OXY’s setup is less about one quarter of strong execution and more about a structural de-risking of the equity story: a cleaner asset mix, lower leverage, and better capital return capacity. That combination usually rerates a cyclical producer from “balance-sheet repair” to “self-funding cash compounder,” but the market tends to pay up fastest right after the inflection, before commodity beta normalizes. The key second-order effect is that Berkshire’s large ownership reduces free float and can mute downside in the near term, but it also raises the odds that incremental marginal buyers are late-cycle momentum accounts rather than fundamental energy allocators. The real variable is not production volume; it is whether the company can keep converting high prices into FCF if oil mean-reverts. At current valuation, the market is implicitly assuming a decent portion of today’s margin environment persists through the next 12 months, which is fragile if geopolitical risk premium fades or if global demand softens into a slower growth backdrop. The capex plan matters because it caps operating leverage on the upside: OXY can still grow cash flow, but after this move the equity likely has more sensitivity to commodity downside than to incremental operational upside. Consensus may be underestimating how much of the recent rerating is already a monetization of improved balance-sheet optics rather than a durable step-change in intrinsic value.
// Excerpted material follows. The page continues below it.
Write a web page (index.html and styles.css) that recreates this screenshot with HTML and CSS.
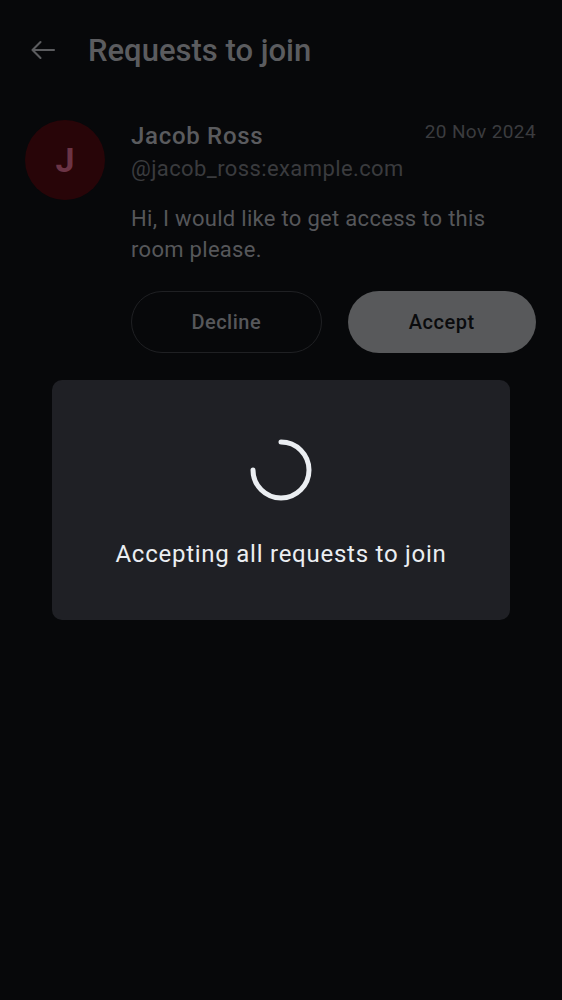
FILE: index.html
```html
<!DOCTYPE html>
<html>
<head>
<meta charset="utf-8">
<link rel="stylesheet" href="styles.css">
</head>
<body>
<div class="screen">
  <header class="topbar">
    <svg class="back" width="26" height="24" viewBox="0 0 26 24"><path d="M24 12H2.5M10.5 4L2.5 12L10.5 20" fill="none" stroke="#5b5c5f" stroke-width="2.1" stroke-linecap="round" stroke-linejoin="round"/></svg>
    <h1 class="title">Requests to join</h1>
  </header>
  <section class="request">
    <div class="avatar">J</div>
    <div class="body">
      <div class="head">
        <div class="name">Jacob Ross</div>
        <div class="date">20 Nov 2024</div>
      </div>
      <div class="handle">@jacob_ross:example.com</div>
      <p class="msg">Hi, I would like to get access to this room please.</p>
      <div class="actions">
        <button class="btn decline">Decline</button>
        <button class="btn accept">Accept</button>
      </div>
    </div>
  </section>
  <div class="dialog">
    <svg class="spinner" width="64" height="64" viewBox="0 0 64 64"><path d="M32 4 A28 28 0 1 1 4 32" fill="none" stroke="#ebeef2" stroke-width="5" stroke-linecap="round"/></svg>
    <div class="dialog-text">Accepting all requests to join</div>
  </div>
</div>
</body>
</html>
```
FILE: styles.css
```css
html, body {
  margin: 0;
  padding: 0;
  background: #07080a;
}
.screen {
  width: 562px;
  height: 1000px;
  position: relative;
  font-family: Roboto, "Noto Sans", sans-serif;
  background: #07080a;
  overflow: hidden;
}
.topbar {
  display: flex;
  align-items: center;
  height: 100px;
  padding-left: 30px;
}
.back { margin-right: 32px; }
.title {
  margin: 0;
  font-size: 31px;
  font-weight: 500;
  color: #5b5c5f;
  letter-spacing: 0;
}
.request {
  display: flex;
  padding: 20px 26px 0 25px;
}
.avatar {
  width: 80px;
  height: 80px;
  border-radius: 50%;
  background: #280508;
  color: #6b3445;
  font-size: 34px;
  font-weight: 700;
  display: flex;
  align-items: center;
  justify-content: center;
  flex: none;
  margin-right: 26px;
}
.body { flex: 1; }
.head {
  display: flex;
  justify-content: space-between;
  align-items: flex-start;
}
.name {
  font-size: 24px;
  font-weight: 500;
  color: #5a5b5e;
  line-height: 32px;
  letter-spacing: 0.7px;
}
.date {
  font-size: 19px;
  color: #3b3c3f;
  letter-spacing: 0.4px;
  line-height: 24px;
}
.handle {
  font-size: 22px;
  color: #3a3b3e;
  line-height: 32px;
  margin-top: 1px;
  letter-spacing: 0.4px;
}
.msg {
  margin: 18px 0 0;
  font-size: 22px;
  line-height: 31px;
  color: #56575a;
  letter-spacing: 0.3px;
}
.actions {
  display: flex;
  gap: 26px;
  margin-top: 26px;
}
.btn {
  flex: 1;
  height: 62px;
  border-radius: 31px;
  font-family: inherit;
  font-size: 20px;
  font-weight: 500;
  letter-spacing: 0.5px;
}
.decline {
  background: transparent;
  border: 1px solid #1f2023;
  color: #56575a;
}
.accept {
  background: #58595b;
  border: none;
  color: #0a0b0d;
}
.dialog {
  position: absolute;
  left: 52px;
  top: 380px;
  width: 458px;
  height: 240px;
  background: #1f2025;
  border-radius: 10px;
  display: flex;
  flex-direction: column;
  align-items: center;
}
.spinner { margin-top: 58px; }
.dialog-text {
  margin-top: 38px;
  font-size: 24px;
  line-height: 28px;
  color: #ebeef2;
  letter-spacing: 0.75px;
}
```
If crude stays elevated, the stock can keep grinding higher, but the better asymmetry now may sit in expressing a bullish energy view through higher-beta E&Ps or via options rather than owning a fully repriced large-cap. On the other hand, if oil rolls over even modestly, OXY’s multiple can compress quickly because the market has moved it from “distressed value” to “quality cyclical,” and quality cyclical names usually get punished hardest when the commodity tape turns.